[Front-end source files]
* * * *

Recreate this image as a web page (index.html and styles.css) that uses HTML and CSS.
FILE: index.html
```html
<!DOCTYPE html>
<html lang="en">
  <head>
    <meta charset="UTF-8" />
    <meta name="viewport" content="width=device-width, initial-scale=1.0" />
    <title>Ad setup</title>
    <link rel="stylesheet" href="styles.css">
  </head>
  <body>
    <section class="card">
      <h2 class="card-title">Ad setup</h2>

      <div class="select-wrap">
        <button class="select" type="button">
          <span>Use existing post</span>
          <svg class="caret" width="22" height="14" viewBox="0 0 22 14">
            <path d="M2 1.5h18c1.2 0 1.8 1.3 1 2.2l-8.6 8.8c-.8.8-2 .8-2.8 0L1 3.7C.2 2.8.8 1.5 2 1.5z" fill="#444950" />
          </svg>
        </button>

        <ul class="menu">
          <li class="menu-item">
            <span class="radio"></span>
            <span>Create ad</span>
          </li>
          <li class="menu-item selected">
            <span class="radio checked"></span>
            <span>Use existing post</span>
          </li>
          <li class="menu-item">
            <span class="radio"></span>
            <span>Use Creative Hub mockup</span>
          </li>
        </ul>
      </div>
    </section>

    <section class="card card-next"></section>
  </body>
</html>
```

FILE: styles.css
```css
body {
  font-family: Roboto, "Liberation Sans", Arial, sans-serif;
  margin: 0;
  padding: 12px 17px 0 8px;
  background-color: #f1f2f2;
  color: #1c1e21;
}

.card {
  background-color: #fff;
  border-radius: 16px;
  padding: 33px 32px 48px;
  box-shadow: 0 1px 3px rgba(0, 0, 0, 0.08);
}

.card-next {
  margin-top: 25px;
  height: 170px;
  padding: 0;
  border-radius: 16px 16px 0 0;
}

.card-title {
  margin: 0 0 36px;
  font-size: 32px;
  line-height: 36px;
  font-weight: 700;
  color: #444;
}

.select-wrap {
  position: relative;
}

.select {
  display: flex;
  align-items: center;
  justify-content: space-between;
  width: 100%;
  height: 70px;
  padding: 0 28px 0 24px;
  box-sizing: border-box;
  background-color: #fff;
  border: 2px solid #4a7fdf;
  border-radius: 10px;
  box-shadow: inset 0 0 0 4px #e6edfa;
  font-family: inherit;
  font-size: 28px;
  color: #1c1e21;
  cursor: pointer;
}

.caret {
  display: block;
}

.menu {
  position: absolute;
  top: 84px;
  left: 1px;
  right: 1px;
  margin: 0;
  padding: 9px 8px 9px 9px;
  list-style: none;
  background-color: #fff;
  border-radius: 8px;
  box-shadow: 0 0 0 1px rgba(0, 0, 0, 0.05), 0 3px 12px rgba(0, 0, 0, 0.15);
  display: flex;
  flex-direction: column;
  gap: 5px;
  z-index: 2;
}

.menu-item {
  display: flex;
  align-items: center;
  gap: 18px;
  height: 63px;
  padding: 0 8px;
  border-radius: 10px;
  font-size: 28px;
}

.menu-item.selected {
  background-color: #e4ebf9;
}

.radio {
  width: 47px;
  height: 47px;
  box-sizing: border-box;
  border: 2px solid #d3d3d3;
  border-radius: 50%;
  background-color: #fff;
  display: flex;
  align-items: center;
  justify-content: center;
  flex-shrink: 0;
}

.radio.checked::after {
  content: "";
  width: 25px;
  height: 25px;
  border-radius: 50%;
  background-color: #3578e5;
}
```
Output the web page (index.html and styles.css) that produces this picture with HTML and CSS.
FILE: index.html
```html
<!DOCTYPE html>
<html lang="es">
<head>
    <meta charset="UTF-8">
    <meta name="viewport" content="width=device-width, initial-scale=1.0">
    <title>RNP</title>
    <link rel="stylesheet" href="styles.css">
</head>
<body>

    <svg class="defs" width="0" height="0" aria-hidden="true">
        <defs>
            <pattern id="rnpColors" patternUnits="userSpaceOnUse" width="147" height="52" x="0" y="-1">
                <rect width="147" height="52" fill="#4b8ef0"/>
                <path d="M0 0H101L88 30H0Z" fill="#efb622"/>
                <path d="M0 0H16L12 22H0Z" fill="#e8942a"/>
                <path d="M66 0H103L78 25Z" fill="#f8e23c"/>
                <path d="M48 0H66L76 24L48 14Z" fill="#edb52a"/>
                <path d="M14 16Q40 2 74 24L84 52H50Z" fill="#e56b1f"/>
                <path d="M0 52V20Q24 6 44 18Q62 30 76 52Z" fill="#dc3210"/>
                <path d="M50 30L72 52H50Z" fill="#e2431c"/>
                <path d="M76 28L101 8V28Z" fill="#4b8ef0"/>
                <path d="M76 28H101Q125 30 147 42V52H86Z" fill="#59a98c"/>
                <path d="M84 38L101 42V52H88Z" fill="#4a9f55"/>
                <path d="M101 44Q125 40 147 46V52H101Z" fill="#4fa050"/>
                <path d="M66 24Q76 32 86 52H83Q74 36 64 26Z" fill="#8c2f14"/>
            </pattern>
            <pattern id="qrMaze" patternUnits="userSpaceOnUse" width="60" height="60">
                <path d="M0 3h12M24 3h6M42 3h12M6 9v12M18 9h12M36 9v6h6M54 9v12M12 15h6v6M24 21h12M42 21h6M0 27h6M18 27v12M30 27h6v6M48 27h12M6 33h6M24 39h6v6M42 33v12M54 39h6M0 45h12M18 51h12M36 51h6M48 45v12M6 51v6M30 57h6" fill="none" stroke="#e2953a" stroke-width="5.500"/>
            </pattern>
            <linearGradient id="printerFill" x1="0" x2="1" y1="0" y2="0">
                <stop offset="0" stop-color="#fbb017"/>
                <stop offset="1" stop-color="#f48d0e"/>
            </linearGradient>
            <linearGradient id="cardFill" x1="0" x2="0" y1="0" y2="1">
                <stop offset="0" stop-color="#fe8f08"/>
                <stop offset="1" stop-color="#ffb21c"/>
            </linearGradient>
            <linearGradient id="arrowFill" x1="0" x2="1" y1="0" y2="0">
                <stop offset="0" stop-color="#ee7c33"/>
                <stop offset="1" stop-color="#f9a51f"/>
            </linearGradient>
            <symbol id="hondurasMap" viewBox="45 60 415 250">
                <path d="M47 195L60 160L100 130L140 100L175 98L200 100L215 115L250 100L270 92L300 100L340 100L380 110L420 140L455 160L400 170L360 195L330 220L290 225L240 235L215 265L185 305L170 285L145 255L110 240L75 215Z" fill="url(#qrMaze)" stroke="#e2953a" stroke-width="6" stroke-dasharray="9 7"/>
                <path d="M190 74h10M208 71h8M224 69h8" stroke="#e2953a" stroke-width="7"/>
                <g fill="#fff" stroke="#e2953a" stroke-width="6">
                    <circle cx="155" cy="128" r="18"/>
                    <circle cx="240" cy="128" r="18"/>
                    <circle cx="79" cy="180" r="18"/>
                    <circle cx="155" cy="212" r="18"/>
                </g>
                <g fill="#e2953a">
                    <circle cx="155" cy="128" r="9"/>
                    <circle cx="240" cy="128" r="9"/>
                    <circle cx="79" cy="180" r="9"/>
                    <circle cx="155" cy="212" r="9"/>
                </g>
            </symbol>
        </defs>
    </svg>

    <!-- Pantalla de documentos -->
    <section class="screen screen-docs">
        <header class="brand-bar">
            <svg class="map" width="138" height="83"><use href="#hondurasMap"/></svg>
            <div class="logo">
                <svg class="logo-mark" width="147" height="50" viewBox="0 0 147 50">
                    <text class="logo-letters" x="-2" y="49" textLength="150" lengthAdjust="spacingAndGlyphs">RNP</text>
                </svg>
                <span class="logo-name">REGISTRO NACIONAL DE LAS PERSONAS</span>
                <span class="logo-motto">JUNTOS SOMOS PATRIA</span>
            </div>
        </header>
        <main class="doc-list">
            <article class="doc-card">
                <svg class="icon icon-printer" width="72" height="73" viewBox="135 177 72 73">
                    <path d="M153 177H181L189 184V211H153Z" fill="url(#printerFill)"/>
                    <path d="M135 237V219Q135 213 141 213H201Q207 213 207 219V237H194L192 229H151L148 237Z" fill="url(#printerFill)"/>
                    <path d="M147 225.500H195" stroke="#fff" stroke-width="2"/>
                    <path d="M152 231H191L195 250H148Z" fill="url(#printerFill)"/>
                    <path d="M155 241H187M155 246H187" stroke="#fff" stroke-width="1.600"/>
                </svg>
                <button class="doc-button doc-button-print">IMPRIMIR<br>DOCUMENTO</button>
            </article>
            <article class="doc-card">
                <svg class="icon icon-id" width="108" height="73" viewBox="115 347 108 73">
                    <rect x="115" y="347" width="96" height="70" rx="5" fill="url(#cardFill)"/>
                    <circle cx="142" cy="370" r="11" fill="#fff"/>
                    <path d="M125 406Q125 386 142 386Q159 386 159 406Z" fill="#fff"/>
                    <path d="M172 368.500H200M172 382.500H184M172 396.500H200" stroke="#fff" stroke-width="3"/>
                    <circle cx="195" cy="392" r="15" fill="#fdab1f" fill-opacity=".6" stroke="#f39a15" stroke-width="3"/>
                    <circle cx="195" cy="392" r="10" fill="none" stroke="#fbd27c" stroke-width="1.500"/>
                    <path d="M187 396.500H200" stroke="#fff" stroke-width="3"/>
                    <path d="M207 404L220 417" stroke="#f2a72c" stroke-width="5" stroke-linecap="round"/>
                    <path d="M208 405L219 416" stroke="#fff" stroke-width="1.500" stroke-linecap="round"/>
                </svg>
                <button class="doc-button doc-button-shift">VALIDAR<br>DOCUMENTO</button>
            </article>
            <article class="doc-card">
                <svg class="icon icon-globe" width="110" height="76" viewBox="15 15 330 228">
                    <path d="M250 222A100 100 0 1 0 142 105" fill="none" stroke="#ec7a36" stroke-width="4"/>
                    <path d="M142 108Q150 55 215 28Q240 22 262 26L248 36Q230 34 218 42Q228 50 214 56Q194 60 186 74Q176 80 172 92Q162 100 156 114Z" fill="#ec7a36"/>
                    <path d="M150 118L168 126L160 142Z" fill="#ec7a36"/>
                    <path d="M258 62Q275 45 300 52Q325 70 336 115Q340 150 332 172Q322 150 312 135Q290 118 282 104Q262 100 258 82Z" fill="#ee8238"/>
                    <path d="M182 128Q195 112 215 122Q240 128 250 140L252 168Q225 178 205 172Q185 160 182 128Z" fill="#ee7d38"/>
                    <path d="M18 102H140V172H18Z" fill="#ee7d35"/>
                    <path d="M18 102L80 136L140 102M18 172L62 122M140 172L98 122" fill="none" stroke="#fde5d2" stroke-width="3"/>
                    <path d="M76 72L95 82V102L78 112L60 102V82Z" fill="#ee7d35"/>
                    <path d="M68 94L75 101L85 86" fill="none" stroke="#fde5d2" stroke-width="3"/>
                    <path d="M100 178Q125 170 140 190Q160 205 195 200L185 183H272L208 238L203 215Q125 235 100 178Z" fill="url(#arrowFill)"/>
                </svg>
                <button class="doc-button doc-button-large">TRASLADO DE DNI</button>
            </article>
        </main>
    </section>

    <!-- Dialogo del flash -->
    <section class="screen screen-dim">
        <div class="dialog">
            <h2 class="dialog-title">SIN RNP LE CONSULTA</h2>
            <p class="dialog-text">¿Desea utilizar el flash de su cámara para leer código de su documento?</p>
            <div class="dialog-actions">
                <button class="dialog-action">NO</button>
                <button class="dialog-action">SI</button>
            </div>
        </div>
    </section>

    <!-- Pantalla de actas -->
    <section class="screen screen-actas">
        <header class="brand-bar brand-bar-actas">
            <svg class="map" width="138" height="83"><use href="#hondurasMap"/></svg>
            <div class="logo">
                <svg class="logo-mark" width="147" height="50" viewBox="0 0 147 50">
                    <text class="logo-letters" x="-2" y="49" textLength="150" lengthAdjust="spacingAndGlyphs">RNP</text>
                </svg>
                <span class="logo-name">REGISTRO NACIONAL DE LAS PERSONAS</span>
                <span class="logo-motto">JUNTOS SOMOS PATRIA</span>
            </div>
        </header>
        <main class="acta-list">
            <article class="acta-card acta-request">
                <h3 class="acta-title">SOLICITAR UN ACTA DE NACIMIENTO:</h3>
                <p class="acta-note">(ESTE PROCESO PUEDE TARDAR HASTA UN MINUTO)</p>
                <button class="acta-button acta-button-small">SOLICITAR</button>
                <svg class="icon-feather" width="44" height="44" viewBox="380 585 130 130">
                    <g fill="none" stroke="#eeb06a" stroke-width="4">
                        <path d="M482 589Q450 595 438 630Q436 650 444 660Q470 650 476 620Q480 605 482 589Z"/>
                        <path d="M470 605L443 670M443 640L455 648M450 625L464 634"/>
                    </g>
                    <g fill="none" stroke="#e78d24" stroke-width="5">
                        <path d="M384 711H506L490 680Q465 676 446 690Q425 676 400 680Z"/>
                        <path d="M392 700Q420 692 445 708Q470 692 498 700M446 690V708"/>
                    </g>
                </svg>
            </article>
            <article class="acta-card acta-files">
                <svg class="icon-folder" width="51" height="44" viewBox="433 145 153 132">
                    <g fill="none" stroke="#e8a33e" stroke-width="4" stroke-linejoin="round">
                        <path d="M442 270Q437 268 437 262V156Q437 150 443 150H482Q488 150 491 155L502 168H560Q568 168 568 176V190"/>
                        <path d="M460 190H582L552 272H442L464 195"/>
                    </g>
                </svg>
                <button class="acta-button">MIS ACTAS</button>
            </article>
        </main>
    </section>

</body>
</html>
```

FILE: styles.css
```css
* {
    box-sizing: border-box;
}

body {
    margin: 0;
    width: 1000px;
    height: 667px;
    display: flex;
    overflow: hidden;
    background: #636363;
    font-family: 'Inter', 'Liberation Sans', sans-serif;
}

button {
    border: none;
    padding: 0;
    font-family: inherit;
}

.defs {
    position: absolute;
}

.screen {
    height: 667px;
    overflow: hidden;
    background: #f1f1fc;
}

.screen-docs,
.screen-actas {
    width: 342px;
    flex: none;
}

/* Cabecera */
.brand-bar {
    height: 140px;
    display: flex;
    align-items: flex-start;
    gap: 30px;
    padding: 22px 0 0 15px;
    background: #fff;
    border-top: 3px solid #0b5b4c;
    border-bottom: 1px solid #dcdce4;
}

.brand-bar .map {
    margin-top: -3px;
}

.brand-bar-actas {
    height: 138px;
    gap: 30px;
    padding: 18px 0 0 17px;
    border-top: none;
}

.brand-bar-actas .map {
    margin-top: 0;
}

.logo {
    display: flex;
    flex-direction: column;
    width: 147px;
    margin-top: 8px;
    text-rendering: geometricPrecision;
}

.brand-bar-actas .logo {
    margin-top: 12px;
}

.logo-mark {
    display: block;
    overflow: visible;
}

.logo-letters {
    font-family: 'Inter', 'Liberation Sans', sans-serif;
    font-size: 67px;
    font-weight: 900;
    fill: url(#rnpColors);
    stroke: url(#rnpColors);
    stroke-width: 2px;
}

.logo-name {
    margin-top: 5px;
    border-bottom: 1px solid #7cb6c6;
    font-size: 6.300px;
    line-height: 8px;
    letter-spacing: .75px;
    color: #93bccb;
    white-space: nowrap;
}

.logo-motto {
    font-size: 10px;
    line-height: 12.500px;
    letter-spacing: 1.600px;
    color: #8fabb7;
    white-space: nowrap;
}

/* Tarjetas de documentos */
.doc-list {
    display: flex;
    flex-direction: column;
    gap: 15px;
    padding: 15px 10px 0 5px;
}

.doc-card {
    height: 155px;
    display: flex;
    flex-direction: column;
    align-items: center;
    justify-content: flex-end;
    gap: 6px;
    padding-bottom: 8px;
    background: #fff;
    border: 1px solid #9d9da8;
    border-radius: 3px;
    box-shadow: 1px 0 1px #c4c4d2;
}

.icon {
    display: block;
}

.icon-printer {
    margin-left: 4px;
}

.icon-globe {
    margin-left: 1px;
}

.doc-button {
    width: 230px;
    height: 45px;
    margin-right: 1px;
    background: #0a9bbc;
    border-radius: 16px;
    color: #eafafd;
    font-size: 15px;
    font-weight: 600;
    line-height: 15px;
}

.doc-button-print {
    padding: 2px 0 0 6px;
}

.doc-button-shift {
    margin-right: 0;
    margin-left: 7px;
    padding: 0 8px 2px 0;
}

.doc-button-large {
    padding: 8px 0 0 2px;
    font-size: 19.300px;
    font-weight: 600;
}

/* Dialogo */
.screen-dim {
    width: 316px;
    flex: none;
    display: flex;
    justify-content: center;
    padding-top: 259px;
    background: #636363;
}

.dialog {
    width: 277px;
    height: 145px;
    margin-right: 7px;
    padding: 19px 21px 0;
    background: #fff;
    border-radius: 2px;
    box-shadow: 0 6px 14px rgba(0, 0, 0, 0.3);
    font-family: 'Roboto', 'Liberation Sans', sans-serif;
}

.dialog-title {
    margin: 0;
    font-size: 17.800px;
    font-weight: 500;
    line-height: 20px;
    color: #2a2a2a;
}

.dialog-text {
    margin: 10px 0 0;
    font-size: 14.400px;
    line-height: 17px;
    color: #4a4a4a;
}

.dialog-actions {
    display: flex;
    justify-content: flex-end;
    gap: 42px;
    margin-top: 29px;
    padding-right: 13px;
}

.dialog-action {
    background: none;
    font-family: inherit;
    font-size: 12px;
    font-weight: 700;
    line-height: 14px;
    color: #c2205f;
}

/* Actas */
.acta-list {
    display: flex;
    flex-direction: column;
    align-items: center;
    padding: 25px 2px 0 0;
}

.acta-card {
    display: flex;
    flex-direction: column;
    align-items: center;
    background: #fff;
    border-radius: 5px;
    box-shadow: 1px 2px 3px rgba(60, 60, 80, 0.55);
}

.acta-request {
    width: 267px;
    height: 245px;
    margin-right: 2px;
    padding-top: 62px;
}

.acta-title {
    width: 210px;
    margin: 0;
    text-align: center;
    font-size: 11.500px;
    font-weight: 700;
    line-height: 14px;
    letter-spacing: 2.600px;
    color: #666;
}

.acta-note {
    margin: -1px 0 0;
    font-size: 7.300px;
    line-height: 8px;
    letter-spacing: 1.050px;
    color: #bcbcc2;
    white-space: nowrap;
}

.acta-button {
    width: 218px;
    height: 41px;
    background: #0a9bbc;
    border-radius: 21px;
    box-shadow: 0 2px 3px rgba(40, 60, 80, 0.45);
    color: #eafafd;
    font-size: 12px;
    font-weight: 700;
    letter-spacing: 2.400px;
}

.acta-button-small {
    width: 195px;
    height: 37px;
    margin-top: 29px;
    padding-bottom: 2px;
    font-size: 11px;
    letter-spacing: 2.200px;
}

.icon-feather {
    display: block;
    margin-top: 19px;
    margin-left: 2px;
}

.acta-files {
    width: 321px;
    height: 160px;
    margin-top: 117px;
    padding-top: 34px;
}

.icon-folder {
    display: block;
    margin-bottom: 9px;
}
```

* * * *

## What you should do
Of the lines above, how many hold the word "page"? Say the number alone.

## Task answer
2